I recently asked a question on LinkedIn: how do you balance the opposing needs of quantity v. quality?
The answers were predictably split, but my feeling is more people favored quality.
Quality is rife with excuses. Embedded in quality is a drive toward perfection, which isn’t attainable. Embedded in a drive toward perfection is excuses.
Here’s the thing: the first time out, you’ll never be as good as the hundredth time out. It takes time and repetition to be great at something.
I’ve been publishing on LinkedIn multiple times a week for about four months, and I’m just getting a handle on what works there. I still publish videos that I think are going to get massive reach, and they flop.
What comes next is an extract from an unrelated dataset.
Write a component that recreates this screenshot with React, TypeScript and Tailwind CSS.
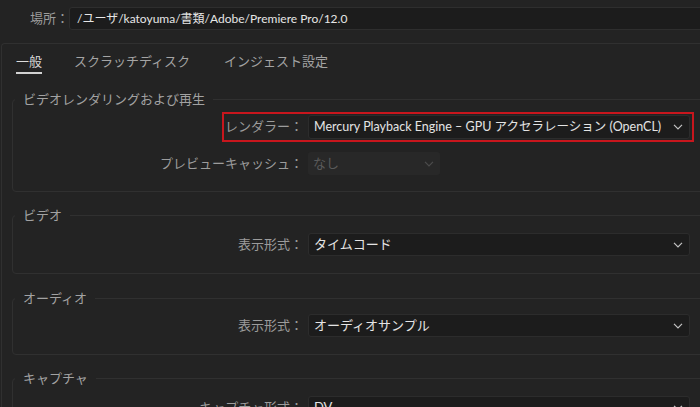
const font = "font-['Lato','Noto_Sans_CJK_JP',sans-serif]";

function Chevron({ dim }: { dim?: boolean }) {
  return (
    <svg width="10" height="6" viewBox="0 0 10 6" fill="none">
      <polyline
        points="1,0.8 5,4.8 9,0.8"
        stroke={dim ? '#4c4c4c' : '#c4c4c4'}
        strokeWidth="1.2"
      />
    </svg>
  );
}

function Select({ value, width, height, disabled, size = 'text-[13px]' }: { value: string; width: string; height: string; disabled?: boolean; size?: string }) {
  return (
    <div
      className={`${width} ${height} flex items-center justify-between rounded-[3px] pl-[5px] pr-[6px] ${
        disabled
          ? 'bg-[#282828] text-[#5a5a5a]'
          : 'border border-[#2c2c2c] bg-[#1c1c1c] text-[#e4e4e4]'
      }`}
    >
      <span className={`whitespace-nowrap leading-none ${size}`}>{value}</span>
      <Chevron dim={disabled} />
    </div>
  );
}

function Row({ label, value, width = 'w-[382px]', height = 'h-[23px]', disabled }: { label: string; value: string; width?: string; height?: string; disabled?: boolean }) {
  return (
    <div className="flex items-center">
      <span className="w-[290px] whitespace-nowrap text-right text-[13px] text-[#9c9c9c]">{label}</span>
      <div className="ml-[5px]">
        <Select value={value} width={width} height={height} disabled={disabled} />
      </div>
    </div>
  );
}

function Group({ title, className, children }: { title: string; className: string; children: React.ReactNode }) {
  return (
    <fieldset className={`w-[720px] rounded-[4px] border border-[#303030] ${className}`}>
      <legend className="ml-[2px] px-[8px] text-[13px] leading-[18px] text-[#a2a2a2]">{title}</legend>
      {children}
    </fieldset>
  );
}

export default function App() {
  return (
    <div className={`w-[700px] h-[407px] overflow-hidden bg-[#232323] ${font}`}>
      {/* 場所 */}
      <div className="flex items-center pt-[7px]">
        <span className="w-[69px] whitespace-nowrap pl-[30px] text-[13px] text-[#9c9c9c]">場所：</span>
        <div className="flex h-[23px] w-[700px] shrink-0 items-center rounded-[3px] border border-[#2e2e2e] bg-[#1c1c1c] pl-[7px]">
          <span className="whitespace-nowrap text-[12px] text-[#e6e6e6]">/ユーザ/katoyuma/書類/Adobe/Premiere Pro/12.0</span>
        </div>
      </div>

      {/* Panel */}
      <div className="ml-[1px] mt-[13px] rounded-tl-[4px] border-l border-t border-[#303030]">
        {/* Tabs */}
        <div className="flex gap-[32px] pl-[14px] pt-[8px] text-[13px] leading-[18px]">
          <div className="flex flex-col">
            <span className="text-[#dcdcdc]">一般</span>
            <div className="mt-[2px] h-[2px] bg-[#d2d2d2]" />
          </div>
          <span className="text-[#a4a4a4]">スクラッチディスク</span>
          <span className="ml-[2px] text-[#a4a4a4]">インジェスト設定</span>
        </div>

        <div className="pl-[10px]">
          <Group title="ビデオレンダリングおよび再生" className="mt-[16px] pb-[16px] pt-[4px]">
            <div className="pl-[209px]">
              <div className="flex h-[30px] w-[472px] items-center border-2 border-[#c8161d] pr-[2px]">
                <span className="flex-1 whitespace-nowrap pr-[1px] text-right text-[13px] text-[#9c9c9c]">レンダラー：</span>
                <div className="ml-[4px]">
                  <Select
                    value="Mercury Playback Engine – GPU アクセラレーション (OpenCL)"
                    width="w-[382px]"
                    height="h-[24px]"
                    size="text-[12.5px]"
                  />
                </div>
              </div>
            </div>
            <div className="mt-[10px]">
              <Row label="プレビューキャッシュ：" value="なし" width="w-[132px]" disabled />
            </div>
          </Group>

          <Group title="ビデオ" className="mt-[14px] pb-[17px] pt-[9px]">
            <Row label="表示形式：" value="タイムコード" />
          </Group>

          <Group title="オーディオ" className="mt-[15px] pb-[17px] pt-[7px]">
            <Row label="表示形式：" value="オーディオサンプル" />
          </Group>

          <Group title="キャプチャ" className="mt-[14px] pb-[17px] pt-[9px]">
            <Row label="キャプチャ形式：" value="DV" />
          </Group>
        </div>
      </div>
    </div>
  );
}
I still make videos that just don’t inspire me.
But I continue to publish.
Because if I – and if you – just hit publish, you’ll be back in a few days to do it again. You’ll be there to try again, knowing that what matters is that you show up repeatedly to make incremental improvements.
It’s not about being perfect, or leapfrogging your past effort to be 50% better. Because if you show up every day at just 1% better, you’ll double your quality in 71 days. And you’ll double it again in 142 days. And again in 284 days.
I’m happy being 8x better in less than a year, then repeat the process every year for the rest of my life.
That’s what happens when we just show up, and do it every single day.
So in the quality v. quantity argument, my answer is simple: just show up.